╭──

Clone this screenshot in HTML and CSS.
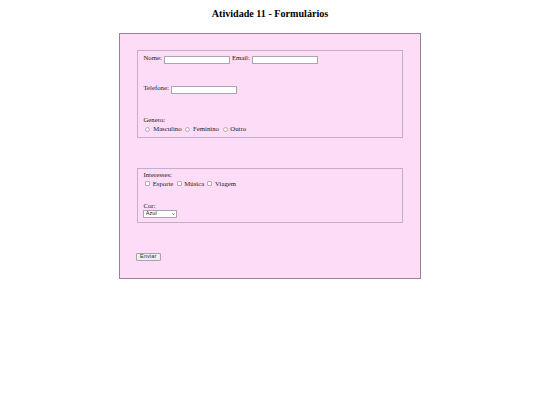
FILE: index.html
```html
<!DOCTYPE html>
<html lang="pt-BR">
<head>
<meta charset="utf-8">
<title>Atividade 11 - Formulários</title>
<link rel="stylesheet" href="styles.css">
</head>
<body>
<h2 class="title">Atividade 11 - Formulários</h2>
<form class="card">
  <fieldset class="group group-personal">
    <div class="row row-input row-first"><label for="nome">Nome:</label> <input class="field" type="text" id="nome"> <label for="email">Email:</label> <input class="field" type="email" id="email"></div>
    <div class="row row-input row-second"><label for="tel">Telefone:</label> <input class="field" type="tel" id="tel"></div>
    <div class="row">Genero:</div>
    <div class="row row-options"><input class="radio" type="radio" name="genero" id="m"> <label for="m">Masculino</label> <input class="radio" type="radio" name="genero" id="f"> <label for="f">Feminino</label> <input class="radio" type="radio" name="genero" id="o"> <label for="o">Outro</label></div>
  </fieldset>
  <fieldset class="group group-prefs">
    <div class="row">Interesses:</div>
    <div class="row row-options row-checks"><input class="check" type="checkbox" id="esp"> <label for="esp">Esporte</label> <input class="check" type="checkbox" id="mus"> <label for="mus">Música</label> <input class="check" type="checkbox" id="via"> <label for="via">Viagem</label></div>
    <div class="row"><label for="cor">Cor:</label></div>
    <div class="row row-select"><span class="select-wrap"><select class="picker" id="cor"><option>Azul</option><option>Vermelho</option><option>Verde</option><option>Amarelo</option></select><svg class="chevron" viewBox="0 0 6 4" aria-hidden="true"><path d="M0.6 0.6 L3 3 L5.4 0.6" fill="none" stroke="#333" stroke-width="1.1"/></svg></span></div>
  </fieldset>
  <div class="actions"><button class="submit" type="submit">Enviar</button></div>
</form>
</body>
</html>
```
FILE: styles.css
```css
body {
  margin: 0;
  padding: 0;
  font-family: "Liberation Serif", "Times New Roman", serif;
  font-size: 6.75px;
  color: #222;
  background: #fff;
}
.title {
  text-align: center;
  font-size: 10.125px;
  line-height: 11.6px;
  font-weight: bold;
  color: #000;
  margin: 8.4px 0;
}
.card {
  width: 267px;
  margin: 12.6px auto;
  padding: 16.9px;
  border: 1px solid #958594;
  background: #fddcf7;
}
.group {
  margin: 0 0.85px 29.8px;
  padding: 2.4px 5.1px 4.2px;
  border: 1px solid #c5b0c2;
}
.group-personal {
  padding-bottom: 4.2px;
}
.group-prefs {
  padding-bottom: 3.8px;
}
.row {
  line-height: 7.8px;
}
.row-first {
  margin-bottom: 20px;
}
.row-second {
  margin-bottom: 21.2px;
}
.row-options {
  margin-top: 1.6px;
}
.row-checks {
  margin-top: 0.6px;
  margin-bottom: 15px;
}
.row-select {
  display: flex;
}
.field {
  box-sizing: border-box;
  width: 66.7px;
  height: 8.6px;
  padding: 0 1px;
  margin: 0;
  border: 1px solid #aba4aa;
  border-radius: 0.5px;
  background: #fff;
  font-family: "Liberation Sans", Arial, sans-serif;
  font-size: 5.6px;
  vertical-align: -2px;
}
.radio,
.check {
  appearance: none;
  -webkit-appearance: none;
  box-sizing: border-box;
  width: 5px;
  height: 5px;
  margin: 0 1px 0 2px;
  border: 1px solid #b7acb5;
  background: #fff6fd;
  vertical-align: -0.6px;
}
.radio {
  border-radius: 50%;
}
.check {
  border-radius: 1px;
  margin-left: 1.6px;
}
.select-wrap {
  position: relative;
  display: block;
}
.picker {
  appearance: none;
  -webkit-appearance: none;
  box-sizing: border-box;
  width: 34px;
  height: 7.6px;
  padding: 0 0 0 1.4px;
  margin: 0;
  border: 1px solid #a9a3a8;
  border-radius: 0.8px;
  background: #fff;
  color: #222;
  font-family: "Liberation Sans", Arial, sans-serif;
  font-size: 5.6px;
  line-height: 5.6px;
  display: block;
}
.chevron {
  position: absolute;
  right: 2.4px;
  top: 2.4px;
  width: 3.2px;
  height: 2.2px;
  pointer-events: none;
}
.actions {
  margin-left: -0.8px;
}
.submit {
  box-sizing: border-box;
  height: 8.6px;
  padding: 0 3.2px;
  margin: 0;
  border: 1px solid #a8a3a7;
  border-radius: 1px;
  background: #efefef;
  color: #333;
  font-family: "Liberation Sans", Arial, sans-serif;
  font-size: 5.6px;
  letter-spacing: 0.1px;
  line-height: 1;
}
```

╰──

OBJECTIVE: Restate the listing above word for word, and skip the pictures.

SOLUTION FOR THIS EXERCISE:
Clone this screenshot in HTML and CSS.
FILE: index.html
```html
<!DOCTYPE html>
<html lang="pt-BR">
<head>
<meta charset="utf-8">
<title>Atividade 11 - Formulários</title>
<link rel="stylesheet" href="styles.css">
</head>
<body>
<h2 class="title">Atividade 11 - Formulários</h2>
<form class="card">
  <fieldset class="group group-personal">
    <div class="row row-input row-first"><label for="nome">Nome:</label> <input class="field" type="text" id="nome"> <label for="email">Email:</label> <input class="field" type="email" id="email"></div>
    <div class="row row-input row-second"><label for="tel">Telefone:</label> <input class="field" type="tel" id="tel"></div>
    <div class="row">Genero:</div>
    <div class="row row-options"><input class="radio" type="radio" name="genero" id="m"> <label for="m">Masculino</label> <input class="radio" type="radio" name="genero" id="f"> <label for="f">Feminino</label> <input class="radio" type="radio" name="genero" id="o"> <label for="o">Outro</label></div>
  </fieldset>
  <fieldset class="group group-prefs">
    <div class="row">Interesses:</div>
    <div class="row row-options row-checks"><input class="check" type="checkbox" id="esp"> <label for="esp">Esporte</label> <input class="check" type="checkbox" id="mus"> <label for="mus">Música</label> <input class="check" type="checkbox" id="via"> <label for="via">Viagem</label></div>
    <div class="row"><label for="cor">Cor:</label></div>
    <div class="row row-select"><span class="select-wrap"><select class="picker" id="cor"><option>Azul</option><option>Vermelho</option><option>Verde</option><option>Amarelo</option></select><svg class="chevron" viewBox="0 0 6 4" aria-hidden="true"><path d="M0.6 0.6 L3 3 L5.4 0.6" fill="none" stroke="#333" stroke-width="1.1"/></svg></span></div>
  </fieldset>
  <div class="actions"><button class="submit" type="submit">Enviar</button></div>
</form>
</body>
</html>
```
FILE: styles.css
```css
body {
  margin: 0;
  padding: 0;
  font-family: "Liberation Serif", "Times New Roman", serif;
  font-size: 6.75px;
  color: #222;
  background: #fff;
}
.title {
  text-align: center;
  font-size: 10.125px;
  line-height: 11.6px;
  font-weight: bold;
  color: #000;
  margin: 8.4px 0;
}
.card {
  width: 267px;
  margin: 12.6px auto;
  padding: 16.9px;
  border: 1px solid #958594;
  background: #fddcf7;
}
.group {
  margin: 0 0.85px 29.8px;
  padding: 2.4px 5.1px 4.2px;
  border: 1px solid #c5b0c2;
}
.group-personal {
  padding-bottom: 4.2px;
}
.group-prefs {
  padding-bottom: 3.8px;
}
.row {
  line-height: 7.8px;
}
.row-first {
  margin-bottom: 20px;
}
.row-second {
  margin-bottom: 21.2px;
}
.row-options {
  margin-top: 1.6px;
}
.row-checks {
  margin-top: 0.6px;
  margin-bottom: 15px;
}
.row-select {
  display: flex;
}
.field {
  box-sizing: border-box;
  width: 66.7px;
  height: 8.6px;
  padding: 0 1px;
  margin: 0;
  border: 1px solid #aba4aa;
  border-radius: 0.5px;
  background: #fff;
  font-family: "Liberation Sans", Arial, sans-serif;
  font-size: 5.6px;
  vertical-align: -2px;
}
.radio,
.check {
  appearance: none;
  -webkit-appearance: none;
  box-sizing: border-box;
  width: 5px;
  height: 5px;
  margin: 0 1px 0 2px;
  border: 1px solid #b7acb5;
  background: #fff6fd;
  vertical-align: -0.6px;
}
.radio {
  border-radius: 50%;
}
.check {
  border-radius: 1px;
  margin-left: 1.6px;
}
.select-wrap {
  position: relative;
  display: block;
}
.picker {
  appearance: none;
  -webkit-appearance: none;
  box-sizing: border-box;
  width: 34px;
  height: 7.6px;
  padding: 0 0 0 1.4px;
  margin: 0;
  border: 1px solid #a9a3a8;
  border-radius: 0.8px;
  background: #fff;
  color: #222;
  font-family: "Liberation Sans", Arial, sans-serif;
  font-size: 5.6px;
  line-height: 5.6px;
  display: block;
}
.chevron {
  position: absolute;
  right: 2.4px;
  top: 2.4px;
  width: 3.2px;
  height: 2.2px;
  pointer-events: none;
}
.actions {
  margin-left: -0.8px;
}
.submit {
  box-sizing: border-box;
  height: 8.6px;
  padding: 0 3.2px;
  margin: 0;
  border: 1px solid #a8a3a7;
  border-radius: 1px;
  background: #efefef;
  color: #333;
  font-family: "Liberation Sans", Arial, sans-serif;
  font-size: 5.6px;
  letter-spacing: 0.1px;
  line-height: 1;
}
```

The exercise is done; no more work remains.